Il y a, d’ailleurs, un caractère essentiel des forces impersonnelles qui serait inexplicable dans cette hypothèse : c’est leur communicabilité. Les forces de la nature ont toujours été conçues comme susceptibles de passer d’un objet dans un autre, de se mêler, de se combiner, de se transformer les unes dans les autres. C’est même cette propriété qui fait leur valeur explicative ; car c’est grâce à elle que les effets peuvent être reliés à leurs causes sans solution de continuité. Or, le moi a un caractère précisément opposé : il est incommunicable. Il ne peut pas changer de substrat, s’étendre de l’un à l’autre ; il ne se répand que par métaphore. La manière dont il se décide et exécute ses décisions ne saurait donc nous suggérer l’idée d’une énergie qui se communique, qui peut même se confondre avec d’austres et, par ces combinaisons et ces mélanges, donner naissance à des effets nouveaux.

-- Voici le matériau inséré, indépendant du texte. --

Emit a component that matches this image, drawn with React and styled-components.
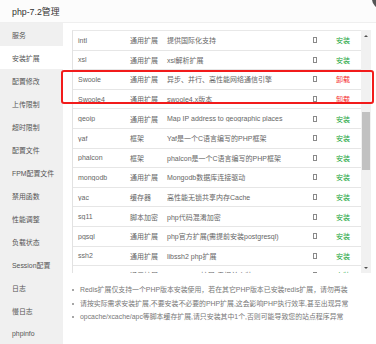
import React from "react";
import styled, { createGlobalStyle } from "styled-components";

const Global = createGlobalStyle`
  html, body { margin: 0; padding: 0; background: #fff; }
  body { font-family: "Liberation Sans", "Noto Sans CJK SC", sans-serif; }
  * { box-sizing: border-box; }
`;

const Window = styled.div`
  position: relative;
  width: 376px;
  height: 344px;
  overflow: hidden;
  background: #fff;
  font-family: "Liberation Sans", "Noto Sans CJK SC", sans-serif;
`;

const TitleBar = styled.div`
  height: 23px;
  padding-left: 12px;
  display: flex;
  align-items: center;
  font-size: 8.8px;
  color: #333;
  background: #fcfcfc;
  border-bottom: 1px solid #efefef;
`;

const CloseDot = styled.div`
  position: absolute;
  left: 372px;
  top: -11px;
  width: 20px;
  height: 20px;
  border-radius: 50%;
  background: #555;
`;

const Body = styled.div`
  display: flex;
  height: 321px;
`;

const Sidebar = styled.nav`
  width: 63px;
  flex: none;
  background: #f0f0f0;
  display: flex;
  flex-direction: column;
`;

const NavItem = styled.div`
  height: 23px;
  flex: none;
  padding-left: 12px;
  display: flex;
  align-items: center;
  font-size: 6.9px;
  color: #555;
  white-space: nowrap;
  background: ${(p) => (p.$active ? "#fff" : "transparent")};
`;

const Main = styled.div`
  flex: 1;
  padding: 7px 5px 0 9px;
  display: flex;
  flex-direction: column;
`;

const TableWrap = styled.div`
  display: flex;
  height: 243px;
`;

const TableBox = styled.div`
  flex: 1;
  overflow: hidden;
  border-left: 1px solid #e2e2e2;
  border-top: 1px solid #e8e8e8;
`;

const Row = styled.div`
  display: grid;
  grid-template-columns: 52px 37px 146px 23px 1fr;
  height: 19.6px;
  flex: none;
  align-items: center;
  border-bottom: 1px solid #e6e6e6;
  font-size: 7px;
  color: #666;
`;

const Cell = styled.div`
  padding-left: 5px;
  white-space: nowrap;
  overflow: hidden;
  display: flex;
  align-items: center;
  color: ${(p) => p.$color || "inherit"};
`;

const Box = styled.span`
  display: inline-block;
  width: 4px;
  height: 6px;
  border: 1px solid #8a8a8a;
`;

const Scrollbar = styled.div`
  width: 10px;
  flex: none;
  background: #f1f1f1;
  display: flex;
  flex-direction: column;
  align-items: center;
`;

const Arrow = styled.div`
  height: 11px;
  width: 10px;
  flex: none;
  display: flex;
  align-items: center;
  justify-content: center;
  margin-top: ${(p) => (p.$down ? "auto" : "0")};
  &::before {
    content: "";
    width: 0;
    height: 0;
    border-left: 2.5px solid transparent;
    border-right: 2.5px solid transparent;
    ${(p) =>
      p.$down
        ? "border-top: 2.5px solid #505050;"
        : "border-bottom: 2.5px solid #505050;"}
  }
`;

const Thumb = styled.div`
  width: 8px;
  height: 58px;
  flex: none;
  margin-top: 71px;
  background: #c1c1c1;
`;

const Tips = styled.ul`
  list-style: none;
  margin: 10px 0 0 0;
  padding: 0;
`;

const Tip = styled.li`
  position: relative;
  height: 13.5px;
  line-height: 13.5px;
  padding-left: 8px;
  font-size: 6.9px;
  color: #777;
  white-space: nowrap;
  &::before {
    content: "";
    position: absolute;
    left: 0;
    top: 6px;
    width: 2px;
    height: 2px;
    border-radius: 50%;
    background: #888;
  }
`;

const Highlight = styled.div`
  position: absolute;
  left: 61px;
  top: 70px;
  width: 313px;
  height: 34px;
  border: 2px solid #f21b1b;
  border-radius: 3px;
  pointer-events: none;
`;

const nav = [
  "服务",
  "安装扩展",
  "配置修改",
  "上传限制",
  "超时限制",
  "配置文件",
  "FPM配置文件",
  "禁用函数",
  "性能调整",
  "负载状态",
  "Session配置",
  "日志",
  "慢日志",
  "phpinfo",
];

const rows = [
  ["intl", "通用扩展", "提供国际化支持", false],
  ["xsl", "通用扩展", "xsl解析扩展", false],
  ["Swoole", "通用扩展", "异步、并行、高性能网络通信引擎", true],
  ["Swoole4", "通用扩展", "swoole4.x版本", true],
  ["geoip", "通用扩展", "Map IP address to geographic places", false],
  ["yaf", "框架", "Yaf是一个C语言编写的PHP框架", false],
  ["phalcon", "框架", "phalcon是一个C语言编写的PHP框架", false],
  ["mongodb", "通用扩展", "Mongodb数据库连接驱动", false],
  ["yac", "缓存器", "高性能无锁共享内存Cache", false],
  ["sg11", "脚本加密", "php代码混淆加密", false],
  ["pgsql", "通用扩展", "php官方扩展(需提前安装postgresql)", false],
  ["ssh2", "通用扩展", "libssh2 php扩展", false],
  ["pdo_pgsql", "通用扩展", "pgsql PDO扩展(需提前安装postgresql)", false],
];

const tips = [
  "Redis扩展仅支持一个PHP版本安装使用，若在其它PHP版本已安装redis扩展，请勿再装",
  "请按实际需求安装扩展,不要安装不必要的PHP扩展,这会影响PHP执行效率,甚至出现异常",
  "opcache/xcache/apc等脚本缓存扩展,请只安装其中1个,否则可能导致您的站点程序异常",
];

export default function App() {
  return (
    <Window>
      <Global />
      <TitleBar>php-7.2管理</TitleBar>
      <CloseDot />
      <Body>
        <Sidebar>
          {nav.map((n, i) => (
            <NavItem key={n} $active={i === 1}>
              {n}
            </NavItem>
          ))}
        </Sidebar>
        <Main>
          <TableWrap>
            <TableBox>
              {rows.map(([name, type, desc, installed]) => (
                <Row key={name}>
                  <Cell>{name}</Cell>
                  <Cell>{type}</Cell>
                  <Cell>{desc}</Cell>
                  <Cell>
                    <Box />
                  </Cell>
                  <Cell $color={installed ? "#f52b2b" : "#20a53a"}>
                    {installed ? "卸载" : "安装"}
                  </Cell>
                </Row>
              ))}
            </TableBox>
            <Scrollbar>
              <Arrow />
              <Thumb />
              <Arrow $down />
            </Scrollbar>
          </TableWrap>
          <Tips>
            {tips.map((t) => (
              <Tip key={t}>{t}</Tip>
            ))}
          </Tips>
        </Main>
      </Body>
      <Highlight />
    </Window>
  );
}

Ainsi, l’idée de force, telle que l’implique le concept de relation causale, doit présenter un double caractère. En premier lieu, elle ne peut nous venir que de notre expérience intérieure ; les seules forces que nous puissions directement atteindre sont nécessairement des forces morales. Mais en même temps, il faut qu’elles soient impersonnelles, puisque la notion de pouvoir impersonnel s’est constituée la première. Or, les seules qui satisfassent à cette double condition sont celles qui se dégagent de la vie en commun : ce sont les forces collectives. En effet, d’une part, elles sont tout entières psychiques ; elles sont faites exclusivement d’idées et de sentiments objectivés. Mais d’un autre côté, elles sont impersonnelles par définition, puisqu’elles sont le produit d’une coopération. Œuvre de tous, elles ne sont la chose de personne en particulier.